In 2019, there was discourse about why so many blogs had left over the years, either because the environment was hostile to them or they flamed out. But considering the climate, why wouldn’t you leave? As one person said,
“people leave because they’re left to feel like they have no other choice. Isolated, vilified and bullied, why would anyone subject themselves to screaming into the void as if they’re Cassandra - given the gift to foresee the future but none will listen and instead she is branded as crazy?”
That is what it felt like. In a way, I suppose I’m still screaming into the void, but it’s a more formal process of sense-making. And I know I’m not the only one who has this experience, so I hope it can be a comfort to fellow spurned fans. And while in the big picture, none of this really matters, fandom is currently big, big business. I hope the series will provide insight into modern fandom and stan culture at large, the way feedback loops and layers of discourse shape communities. How the love beyond reason, the cultic fan base, and the zealots ultimately end up damaging themselves as well as the brands.

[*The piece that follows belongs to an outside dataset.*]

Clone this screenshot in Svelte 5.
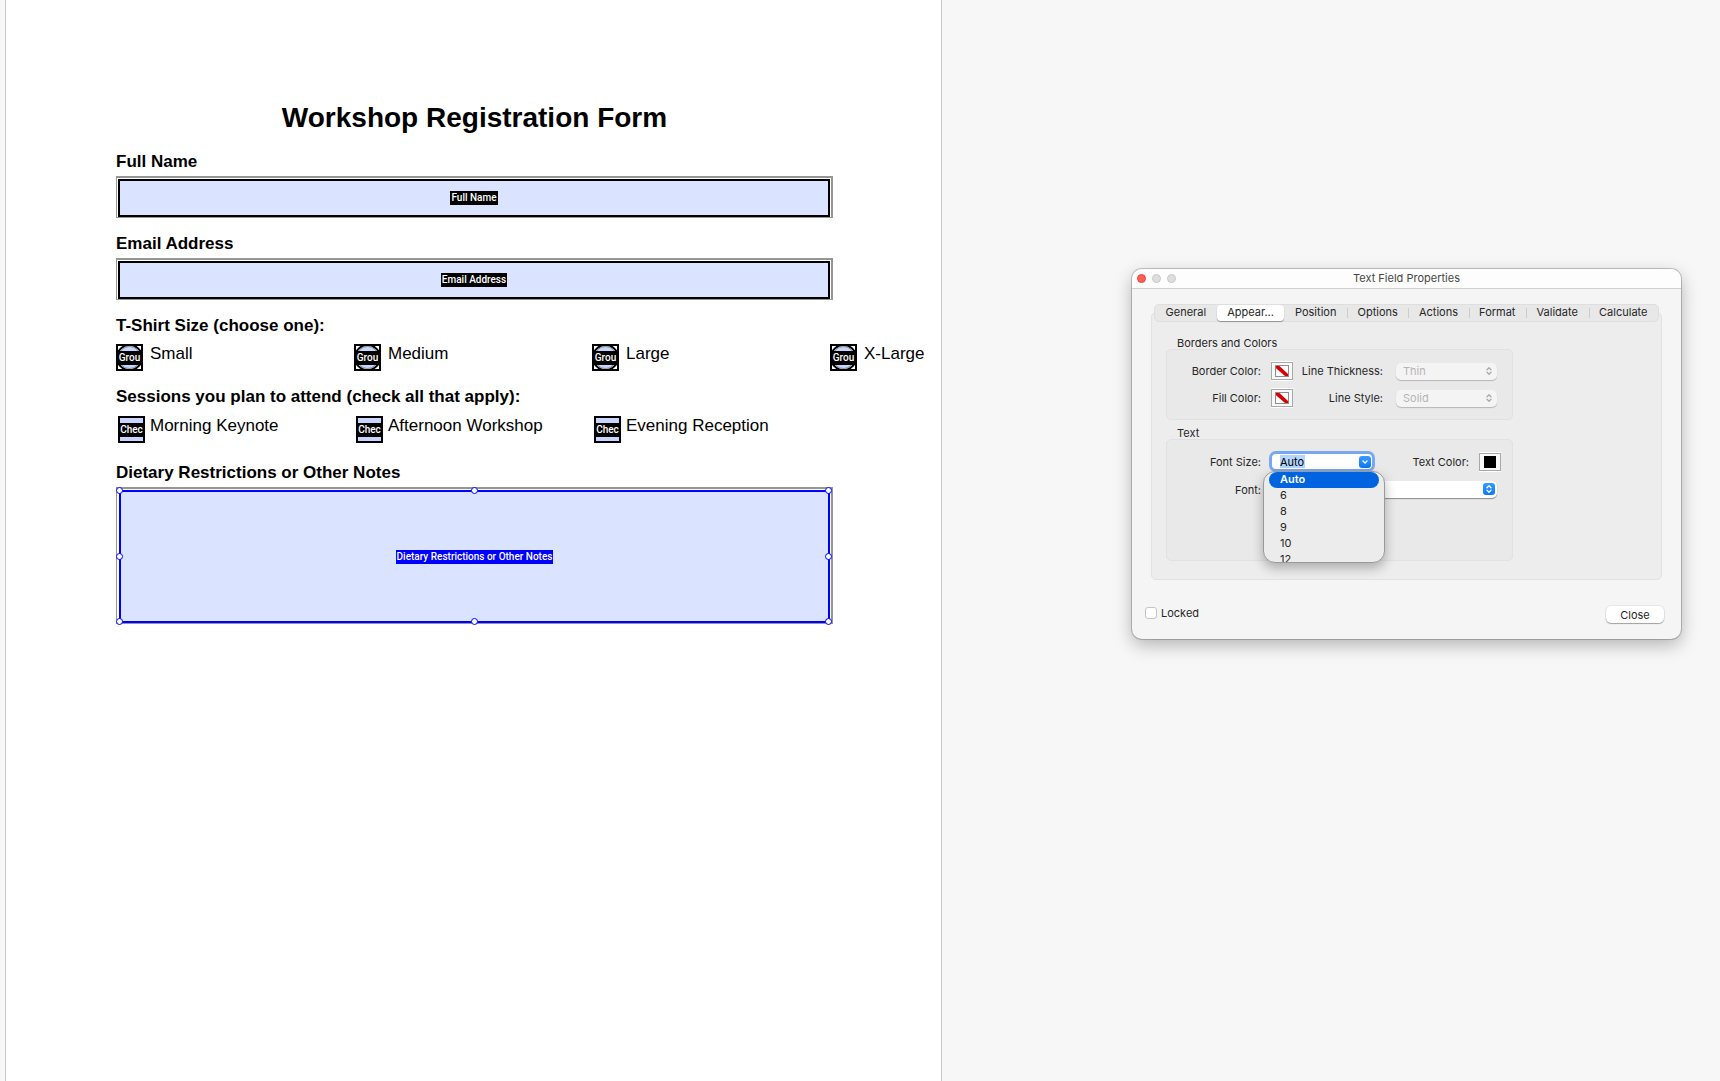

If history is written by the victors, then I'm just a loser trying to make sure my side is being heard.
I'm REALLY looking forward to this.
I was never in 1D fandom, but spent enough time on tumblr that this hits me!
"We were better off when there was a semblance of a fourth wall between fans and the creators, fan objects and the companies that manage their brands. When stans weren't rewarded. When the media ecosystem didn’t pander by default."
Agree strongly.
Thank you for the work you're doing and I'm sorry you ever had to experience any of that. I hope others can learn from your insights because it's an important side of things.
I should go archive my old, now inactive tumblr, more for the old art and links than anything. I was lamenting this week that substack doesn't have tag or archive viewing the way tumblr does - how am I supposed to retain or refind anything these days? And when it's only ever endless scroll, no pagination? Is it weird to say that web/app design has increasingly removed our agency as users?